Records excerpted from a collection
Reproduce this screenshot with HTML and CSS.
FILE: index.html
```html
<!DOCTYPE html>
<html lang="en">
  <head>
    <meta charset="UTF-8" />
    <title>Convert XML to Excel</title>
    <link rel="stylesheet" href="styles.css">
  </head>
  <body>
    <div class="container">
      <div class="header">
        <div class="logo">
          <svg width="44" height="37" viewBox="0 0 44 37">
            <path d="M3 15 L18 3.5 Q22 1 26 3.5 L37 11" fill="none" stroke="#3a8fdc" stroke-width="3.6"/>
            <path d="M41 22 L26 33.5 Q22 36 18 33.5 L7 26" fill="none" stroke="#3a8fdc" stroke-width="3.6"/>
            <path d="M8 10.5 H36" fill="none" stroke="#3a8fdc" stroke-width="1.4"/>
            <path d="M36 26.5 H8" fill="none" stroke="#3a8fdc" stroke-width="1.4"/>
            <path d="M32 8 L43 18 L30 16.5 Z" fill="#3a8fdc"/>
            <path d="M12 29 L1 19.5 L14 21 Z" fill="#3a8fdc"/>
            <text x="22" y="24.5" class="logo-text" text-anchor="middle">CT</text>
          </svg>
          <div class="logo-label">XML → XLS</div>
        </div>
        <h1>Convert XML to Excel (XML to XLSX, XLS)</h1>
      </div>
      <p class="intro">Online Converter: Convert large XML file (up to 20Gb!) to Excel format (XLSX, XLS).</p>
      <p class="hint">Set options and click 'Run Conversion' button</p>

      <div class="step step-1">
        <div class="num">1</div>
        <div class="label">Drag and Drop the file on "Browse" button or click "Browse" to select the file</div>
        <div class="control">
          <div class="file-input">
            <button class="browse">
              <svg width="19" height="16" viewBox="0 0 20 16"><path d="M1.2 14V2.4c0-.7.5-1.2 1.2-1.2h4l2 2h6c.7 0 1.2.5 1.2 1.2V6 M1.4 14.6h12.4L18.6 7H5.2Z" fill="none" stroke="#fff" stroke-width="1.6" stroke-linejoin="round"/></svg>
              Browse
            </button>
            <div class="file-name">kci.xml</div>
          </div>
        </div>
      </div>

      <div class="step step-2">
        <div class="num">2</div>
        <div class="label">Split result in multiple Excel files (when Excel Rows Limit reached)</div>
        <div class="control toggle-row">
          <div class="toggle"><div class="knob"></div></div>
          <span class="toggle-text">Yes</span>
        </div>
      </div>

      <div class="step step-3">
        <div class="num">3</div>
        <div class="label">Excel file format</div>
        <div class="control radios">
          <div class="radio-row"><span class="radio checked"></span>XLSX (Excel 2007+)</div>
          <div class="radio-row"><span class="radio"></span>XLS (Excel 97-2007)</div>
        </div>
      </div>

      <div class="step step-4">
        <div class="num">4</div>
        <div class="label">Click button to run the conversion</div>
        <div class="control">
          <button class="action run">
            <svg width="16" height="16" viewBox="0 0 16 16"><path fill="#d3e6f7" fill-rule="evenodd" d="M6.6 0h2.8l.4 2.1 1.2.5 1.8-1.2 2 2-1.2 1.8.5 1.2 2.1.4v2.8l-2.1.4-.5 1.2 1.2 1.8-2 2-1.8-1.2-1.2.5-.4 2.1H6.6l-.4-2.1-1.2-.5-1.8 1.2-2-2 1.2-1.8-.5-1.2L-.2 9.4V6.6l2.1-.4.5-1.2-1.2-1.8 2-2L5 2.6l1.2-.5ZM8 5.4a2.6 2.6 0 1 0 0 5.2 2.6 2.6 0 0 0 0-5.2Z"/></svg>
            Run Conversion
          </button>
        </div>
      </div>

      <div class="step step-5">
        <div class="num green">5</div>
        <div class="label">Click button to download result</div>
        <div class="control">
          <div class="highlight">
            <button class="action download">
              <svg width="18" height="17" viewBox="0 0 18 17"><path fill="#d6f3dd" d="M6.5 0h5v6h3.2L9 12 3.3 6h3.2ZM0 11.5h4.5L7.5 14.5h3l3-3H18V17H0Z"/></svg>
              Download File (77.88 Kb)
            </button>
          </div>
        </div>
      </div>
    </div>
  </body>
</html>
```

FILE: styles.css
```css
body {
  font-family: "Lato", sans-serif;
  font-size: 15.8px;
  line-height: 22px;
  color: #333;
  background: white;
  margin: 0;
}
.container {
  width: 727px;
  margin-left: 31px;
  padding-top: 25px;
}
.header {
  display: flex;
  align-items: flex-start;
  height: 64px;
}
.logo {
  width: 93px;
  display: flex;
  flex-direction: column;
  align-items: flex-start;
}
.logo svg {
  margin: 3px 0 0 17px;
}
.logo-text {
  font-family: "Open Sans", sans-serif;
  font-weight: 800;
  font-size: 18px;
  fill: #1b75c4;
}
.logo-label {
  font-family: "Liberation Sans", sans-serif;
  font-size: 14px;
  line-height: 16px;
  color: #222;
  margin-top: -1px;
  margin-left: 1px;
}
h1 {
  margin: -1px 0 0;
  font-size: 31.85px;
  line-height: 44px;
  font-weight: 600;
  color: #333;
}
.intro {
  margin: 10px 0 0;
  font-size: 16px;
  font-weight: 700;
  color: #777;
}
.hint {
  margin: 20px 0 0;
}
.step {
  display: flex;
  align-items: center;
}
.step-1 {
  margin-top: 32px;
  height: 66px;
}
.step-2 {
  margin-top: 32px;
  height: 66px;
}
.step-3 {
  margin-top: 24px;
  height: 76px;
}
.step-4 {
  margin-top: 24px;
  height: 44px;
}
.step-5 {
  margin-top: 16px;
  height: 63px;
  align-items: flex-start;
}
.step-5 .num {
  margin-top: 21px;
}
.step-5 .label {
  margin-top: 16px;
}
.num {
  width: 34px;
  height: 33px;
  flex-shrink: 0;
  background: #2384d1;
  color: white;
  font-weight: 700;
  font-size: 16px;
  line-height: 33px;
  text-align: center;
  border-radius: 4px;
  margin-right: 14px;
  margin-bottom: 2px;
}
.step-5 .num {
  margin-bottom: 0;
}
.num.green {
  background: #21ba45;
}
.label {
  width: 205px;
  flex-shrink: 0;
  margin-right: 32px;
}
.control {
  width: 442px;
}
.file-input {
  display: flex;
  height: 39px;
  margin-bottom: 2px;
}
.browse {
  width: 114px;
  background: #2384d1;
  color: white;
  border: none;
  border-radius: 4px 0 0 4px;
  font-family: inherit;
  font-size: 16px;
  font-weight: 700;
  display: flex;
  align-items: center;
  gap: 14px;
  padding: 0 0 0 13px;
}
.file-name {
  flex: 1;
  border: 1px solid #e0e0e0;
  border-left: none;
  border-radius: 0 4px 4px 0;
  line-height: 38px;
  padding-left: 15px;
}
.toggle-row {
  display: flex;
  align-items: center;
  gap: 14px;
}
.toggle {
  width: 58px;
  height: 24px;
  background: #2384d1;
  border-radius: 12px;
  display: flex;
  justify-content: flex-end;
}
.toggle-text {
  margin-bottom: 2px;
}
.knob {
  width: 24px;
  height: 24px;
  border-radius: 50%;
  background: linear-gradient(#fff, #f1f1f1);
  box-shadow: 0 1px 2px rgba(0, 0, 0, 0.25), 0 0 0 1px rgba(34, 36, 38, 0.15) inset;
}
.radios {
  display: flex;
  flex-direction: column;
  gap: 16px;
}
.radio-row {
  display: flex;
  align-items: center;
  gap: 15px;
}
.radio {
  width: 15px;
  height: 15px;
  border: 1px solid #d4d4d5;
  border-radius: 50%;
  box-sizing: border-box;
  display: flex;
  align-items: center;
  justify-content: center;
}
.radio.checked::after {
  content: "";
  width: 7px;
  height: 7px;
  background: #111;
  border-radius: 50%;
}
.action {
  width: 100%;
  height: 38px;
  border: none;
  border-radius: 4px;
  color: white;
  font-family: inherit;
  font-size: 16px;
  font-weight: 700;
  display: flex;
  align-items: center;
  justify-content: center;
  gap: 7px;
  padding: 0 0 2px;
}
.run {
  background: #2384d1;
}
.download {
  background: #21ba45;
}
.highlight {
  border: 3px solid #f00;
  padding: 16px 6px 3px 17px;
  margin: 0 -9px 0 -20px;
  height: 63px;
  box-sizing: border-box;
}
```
...
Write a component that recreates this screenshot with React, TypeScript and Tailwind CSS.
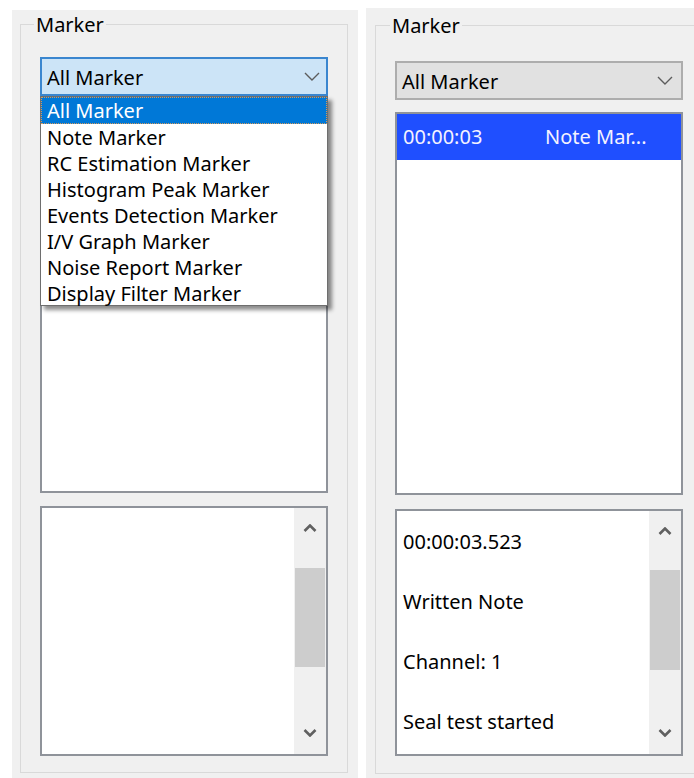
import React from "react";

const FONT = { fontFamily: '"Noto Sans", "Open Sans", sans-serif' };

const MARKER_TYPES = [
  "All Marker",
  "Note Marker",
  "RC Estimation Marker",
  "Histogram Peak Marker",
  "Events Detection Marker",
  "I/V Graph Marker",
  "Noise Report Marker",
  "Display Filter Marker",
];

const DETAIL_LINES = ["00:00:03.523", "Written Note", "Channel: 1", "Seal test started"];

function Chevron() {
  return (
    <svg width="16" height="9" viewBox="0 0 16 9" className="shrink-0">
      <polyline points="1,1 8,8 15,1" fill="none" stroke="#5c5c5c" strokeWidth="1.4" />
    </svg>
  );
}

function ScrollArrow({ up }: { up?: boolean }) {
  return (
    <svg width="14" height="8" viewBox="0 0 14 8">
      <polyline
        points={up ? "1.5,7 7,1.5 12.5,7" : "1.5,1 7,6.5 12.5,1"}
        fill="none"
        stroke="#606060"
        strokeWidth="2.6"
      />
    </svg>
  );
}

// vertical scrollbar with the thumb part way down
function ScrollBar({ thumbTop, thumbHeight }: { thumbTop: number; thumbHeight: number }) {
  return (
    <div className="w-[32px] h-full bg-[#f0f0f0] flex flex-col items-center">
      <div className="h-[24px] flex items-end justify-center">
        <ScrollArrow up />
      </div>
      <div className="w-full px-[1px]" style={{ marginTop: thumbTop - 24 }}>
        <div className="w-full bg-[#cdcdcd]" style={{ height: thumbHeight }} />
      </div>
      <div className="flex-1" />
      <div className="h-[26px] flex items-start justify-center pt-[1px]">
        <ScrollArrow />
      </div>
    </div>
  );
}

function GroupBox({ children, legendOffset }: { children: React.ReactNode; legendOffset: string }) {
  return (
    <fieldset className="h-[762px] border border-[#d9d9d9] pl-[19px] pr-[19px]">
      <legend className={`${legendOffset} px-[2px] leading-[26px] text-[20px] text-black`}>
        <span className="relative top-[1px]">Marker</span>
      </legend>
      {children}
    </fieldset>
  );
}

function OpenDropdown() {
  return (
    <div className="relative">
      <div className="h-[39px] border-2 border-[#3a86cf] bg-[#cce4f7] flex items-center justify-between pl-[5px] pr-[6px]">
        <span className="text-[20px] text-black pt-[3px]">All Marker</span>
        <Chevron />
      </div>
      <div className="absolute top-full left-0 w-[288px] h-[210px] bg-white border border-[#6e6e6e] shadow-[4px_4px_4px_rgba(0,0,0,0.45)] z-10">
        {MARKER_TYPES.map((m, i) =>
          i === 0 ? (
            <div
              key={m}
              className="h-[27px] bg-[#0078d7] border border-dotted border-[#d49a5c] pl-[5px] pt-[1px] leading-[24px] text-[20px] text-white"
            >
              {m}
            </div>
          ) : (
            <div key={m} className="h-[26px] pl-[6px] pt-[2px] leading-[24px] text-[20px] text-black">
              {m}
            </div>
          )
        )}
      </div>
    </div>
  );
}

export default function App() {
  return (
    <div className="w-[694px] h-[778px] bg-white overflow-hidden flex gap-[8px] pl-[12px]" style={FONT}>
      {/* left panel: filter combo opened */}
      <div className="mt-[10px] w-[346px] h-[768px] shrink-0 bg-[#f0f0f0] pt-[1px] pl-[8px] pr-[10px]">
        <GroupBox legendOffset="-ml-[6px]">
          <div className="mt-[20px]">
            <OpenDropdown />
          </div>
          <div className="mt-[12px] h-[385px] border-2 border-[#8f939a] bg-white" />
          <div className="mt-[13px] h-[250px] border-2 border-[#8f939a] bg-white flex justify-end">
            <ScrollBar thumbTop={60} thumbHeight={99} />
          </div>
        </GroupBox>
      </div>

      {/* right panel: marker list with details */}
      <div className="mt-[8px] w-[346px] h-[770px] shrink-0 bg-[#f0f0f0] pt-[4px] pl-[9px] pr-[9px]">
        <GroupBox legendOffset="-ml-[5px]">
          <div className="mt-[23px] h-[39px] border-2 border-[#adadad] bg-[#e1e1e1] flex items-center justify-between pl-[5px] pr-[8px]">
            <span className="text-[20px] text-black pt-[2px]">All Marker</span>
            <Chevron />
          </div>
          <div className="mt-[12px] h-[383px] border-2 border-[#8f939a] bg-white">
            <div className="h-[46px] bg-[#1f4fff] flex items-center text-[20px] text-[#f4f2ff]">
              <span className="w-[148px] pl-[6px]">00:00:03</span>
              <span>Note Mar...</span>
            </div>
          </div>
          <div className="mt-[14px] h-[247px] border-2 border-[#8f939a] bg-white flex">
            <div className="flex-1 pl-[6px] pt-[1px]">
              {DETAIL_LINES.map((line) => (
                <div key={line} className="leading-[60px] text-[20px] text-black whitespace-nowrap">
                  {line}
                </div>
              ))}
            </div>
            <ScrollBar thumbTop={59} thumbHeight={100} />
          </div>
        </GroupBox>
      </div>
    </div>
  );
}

TO DO: From the entries above, collect every line with the string "screenshot" in it.

WRITTEN RESPONSE:
Reproduce this screenshot with HTML and CSS.
Write a component that recreates this screenshot with React, TypeScript and Tailwind CSS.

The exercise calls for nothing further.